— Task requirements —
Wherever a line holds the string "this", copy that line.

— Data excerpt —
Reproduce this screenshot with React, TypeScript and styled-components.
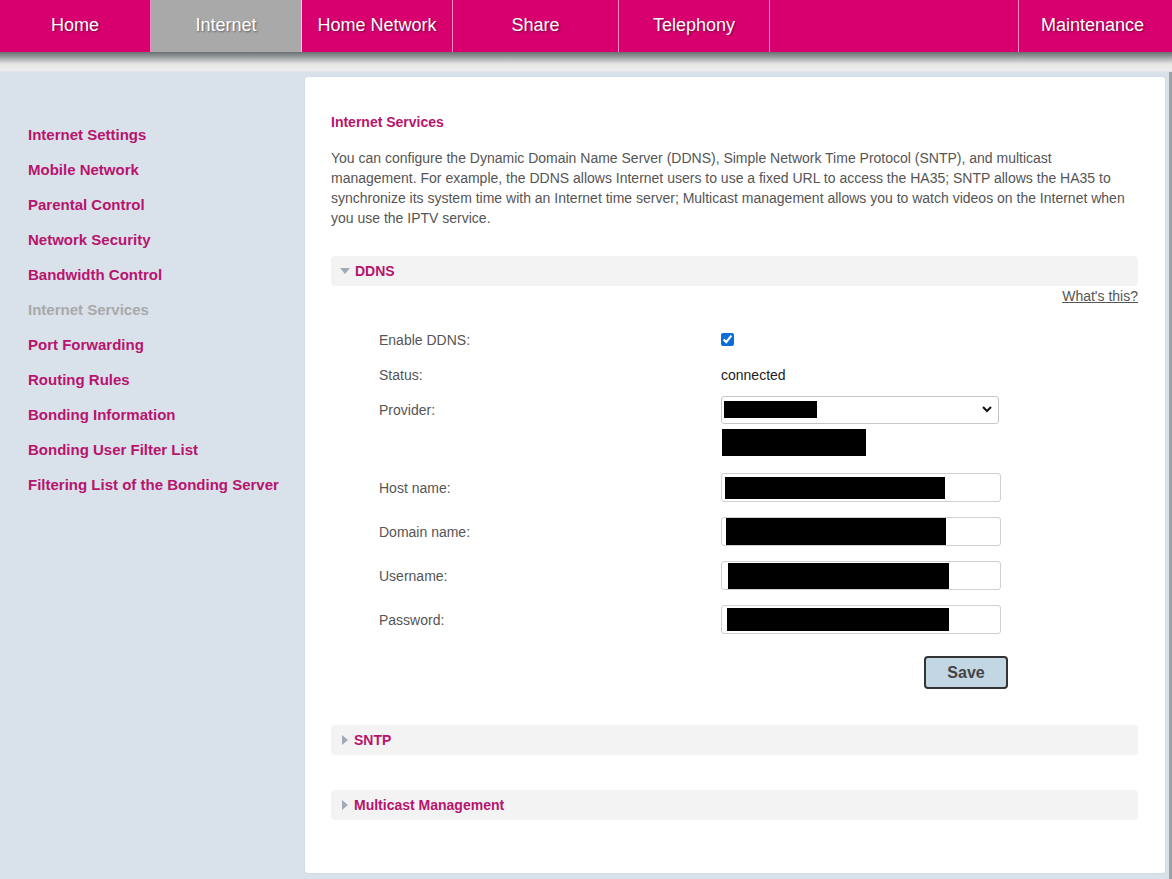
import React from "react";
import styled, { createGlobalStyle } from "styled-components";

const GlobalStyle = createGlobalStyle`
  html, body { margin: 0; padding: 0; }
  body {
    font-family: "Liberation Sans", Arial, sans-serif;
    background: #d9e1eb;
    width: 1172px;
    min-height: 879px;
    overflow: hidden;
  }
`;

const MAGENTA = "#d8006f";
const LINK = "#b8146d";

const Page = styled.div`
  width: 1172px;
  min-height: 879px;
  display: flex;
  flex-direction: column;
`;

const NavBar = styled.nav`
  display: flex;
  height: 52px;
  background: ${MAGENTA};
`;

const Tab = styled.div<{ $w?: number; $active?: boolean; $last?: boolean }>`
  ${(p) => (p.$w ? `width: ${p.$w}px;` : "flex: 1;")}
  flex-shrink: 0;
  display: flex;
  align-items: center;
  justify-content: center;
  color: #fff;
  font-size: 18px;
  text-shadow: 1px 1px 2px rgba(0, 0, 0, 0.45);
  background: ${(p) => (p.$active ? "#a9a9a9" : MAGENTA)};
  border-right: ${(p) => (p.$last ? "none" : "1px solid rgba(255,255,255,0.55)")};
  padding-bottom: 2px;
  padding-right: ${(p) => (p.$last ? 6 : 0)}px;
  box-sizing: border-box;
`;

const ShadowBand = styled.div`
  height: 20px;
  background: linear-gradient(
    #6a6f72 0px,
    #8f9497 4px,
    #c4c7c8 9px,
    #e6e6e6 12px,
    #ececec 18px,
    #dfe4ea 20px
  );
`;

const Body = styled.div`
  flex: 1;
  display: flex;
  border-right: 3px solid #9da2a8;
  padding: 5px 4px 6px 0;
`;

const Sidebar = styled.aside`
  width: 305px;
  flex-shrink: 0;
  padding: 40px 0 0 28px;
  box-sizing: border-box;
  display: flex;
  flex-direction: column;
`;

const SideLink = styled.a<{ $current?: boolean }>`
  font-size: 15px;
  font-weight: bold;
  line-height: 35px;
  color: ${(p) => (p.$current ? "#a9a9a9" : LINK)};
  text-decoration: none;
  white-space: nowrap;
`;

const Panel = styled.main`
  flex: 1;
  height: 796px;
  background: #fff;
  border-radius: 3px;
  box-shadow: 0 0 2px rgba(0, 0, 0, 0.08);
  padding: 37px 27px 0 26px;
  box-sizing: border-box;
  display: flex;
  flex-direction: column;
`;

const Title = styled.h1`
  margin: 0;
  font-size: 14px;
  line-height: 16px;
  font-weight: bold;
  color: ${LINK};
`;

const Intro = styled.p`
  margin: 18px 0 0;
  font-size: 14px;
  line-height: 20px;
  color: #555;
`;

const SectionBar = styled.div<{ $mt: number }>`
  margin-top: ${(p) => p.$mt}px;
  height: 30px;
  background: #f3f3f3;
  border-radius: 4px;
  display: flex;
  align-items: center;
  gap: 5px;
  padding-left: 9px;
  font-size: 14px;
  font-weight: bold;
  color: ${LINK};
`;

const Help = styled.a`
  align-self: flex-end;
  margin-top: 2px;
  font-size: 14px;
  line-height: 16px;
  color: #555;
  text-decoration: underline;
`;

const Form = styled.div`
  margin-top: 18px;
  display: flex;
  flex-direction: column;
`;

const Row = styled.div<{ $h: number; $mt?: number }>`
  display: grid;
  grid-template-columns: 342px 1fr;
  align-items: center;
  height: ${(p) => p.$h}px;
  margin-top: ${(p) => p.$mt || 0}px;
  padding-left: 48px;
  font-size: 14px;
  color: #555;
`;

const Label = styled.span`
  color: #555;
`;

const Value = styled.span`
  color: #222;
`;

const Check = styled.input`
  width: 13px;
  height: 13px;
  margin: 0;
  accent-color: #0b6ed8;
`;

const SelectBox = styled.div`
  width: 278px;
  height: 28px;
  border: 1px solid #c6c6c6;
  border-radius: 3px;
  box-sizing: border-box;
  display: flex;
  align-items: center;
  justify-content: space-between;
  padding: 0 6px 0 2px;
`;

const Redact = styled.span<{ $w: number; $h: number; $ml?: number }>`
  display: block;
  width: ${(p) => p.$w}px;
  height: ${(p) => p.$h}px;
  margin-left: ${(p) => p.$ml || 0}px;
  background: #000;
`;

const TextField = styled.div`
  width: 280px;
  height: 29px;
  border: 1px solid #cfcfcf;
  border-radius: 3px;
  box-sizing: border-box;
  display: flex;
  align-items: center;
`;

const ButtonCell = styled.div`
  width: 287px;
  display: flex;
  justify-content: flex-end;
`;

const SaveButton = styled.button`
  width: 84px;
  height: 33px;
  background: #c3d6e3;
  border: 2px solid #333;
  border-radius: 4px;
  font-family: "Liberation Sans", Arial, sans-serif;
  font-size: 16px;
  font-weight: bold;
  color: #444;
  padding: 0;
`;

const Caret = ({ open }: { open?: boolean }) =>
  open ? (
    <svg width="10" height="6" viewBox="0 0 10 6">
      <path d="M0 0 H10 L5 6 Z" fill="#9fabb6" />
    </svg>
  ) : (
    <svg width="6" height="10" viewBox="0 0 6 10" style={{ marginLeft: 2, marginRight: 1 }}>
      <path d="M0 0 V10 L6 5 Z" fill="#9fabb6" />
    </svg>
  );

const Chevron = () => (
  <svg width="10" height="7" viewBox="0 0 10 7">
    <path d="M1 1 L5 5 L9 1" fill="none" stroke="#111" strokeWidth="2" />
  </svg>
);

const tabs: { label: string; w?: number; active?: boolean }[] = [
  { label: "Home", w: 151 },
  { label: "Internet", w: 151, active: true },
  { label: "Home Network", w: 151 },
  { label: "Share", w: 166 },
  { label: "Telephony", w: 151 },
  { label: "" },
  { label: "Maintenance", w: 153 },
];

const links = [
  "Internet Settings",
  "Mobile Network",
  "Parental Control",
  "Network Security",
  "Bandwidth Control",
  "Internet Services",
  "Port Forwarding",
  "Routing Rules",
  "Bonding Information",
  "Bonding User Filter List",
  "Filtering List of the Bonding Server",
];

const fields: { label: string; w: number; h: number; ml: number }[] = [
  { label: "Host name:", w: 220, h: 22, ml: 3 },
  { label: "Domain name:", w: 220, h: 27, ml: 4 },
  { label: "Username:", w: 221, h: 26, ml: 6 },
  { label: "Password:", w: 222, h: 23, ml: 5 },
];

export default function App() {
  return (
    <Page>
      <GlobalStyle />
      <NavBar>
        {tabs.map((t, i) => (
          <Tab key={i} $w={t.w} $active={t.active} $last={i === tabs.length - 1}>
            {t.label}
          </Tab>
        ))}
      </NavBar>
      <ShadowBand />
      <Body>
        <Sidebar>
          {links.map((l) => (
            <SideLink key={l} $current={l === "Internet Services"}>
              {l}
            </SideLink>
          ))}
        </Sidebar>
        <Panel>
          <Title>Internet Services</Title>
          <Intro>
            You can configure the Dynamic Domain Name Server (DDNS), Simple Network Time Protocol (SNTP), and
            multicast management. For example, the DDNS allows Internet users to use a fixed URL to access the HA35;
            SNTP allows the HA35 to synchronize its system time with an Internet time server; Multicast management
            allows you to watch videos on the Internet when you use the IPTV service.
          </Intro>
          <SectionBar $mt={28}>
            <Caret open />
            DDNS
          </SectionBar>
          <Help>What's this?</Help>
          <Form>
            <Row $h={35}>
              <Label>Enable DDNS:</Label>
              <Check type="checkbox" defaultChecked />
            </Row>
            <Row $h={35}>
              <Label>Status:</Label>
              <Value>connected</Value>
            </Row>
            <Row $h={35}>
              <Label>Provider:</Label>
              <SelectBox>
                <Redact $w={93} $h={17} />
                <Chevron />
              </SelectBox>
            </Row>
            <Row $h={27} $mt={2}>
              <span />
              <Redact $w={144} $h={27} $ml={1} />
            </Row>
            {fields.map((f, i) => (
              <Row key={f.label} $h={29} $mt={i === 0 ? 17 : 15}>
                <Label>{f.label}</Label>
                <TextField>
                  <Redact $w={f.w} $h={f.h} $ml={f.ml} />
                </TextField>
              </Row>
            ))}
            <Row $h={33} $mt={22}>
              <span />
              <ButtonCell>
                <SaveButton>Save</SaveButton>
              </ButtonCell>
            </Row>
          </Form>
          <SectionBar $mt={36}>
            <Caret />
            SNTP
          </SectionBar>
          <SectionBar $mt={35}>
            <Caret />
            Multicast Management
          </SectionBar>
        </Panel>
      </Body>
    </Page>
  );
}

— Task answer —
Reproduce this screenshot with React, TypeScript and styled-components.
          <Help>What's this?</Help>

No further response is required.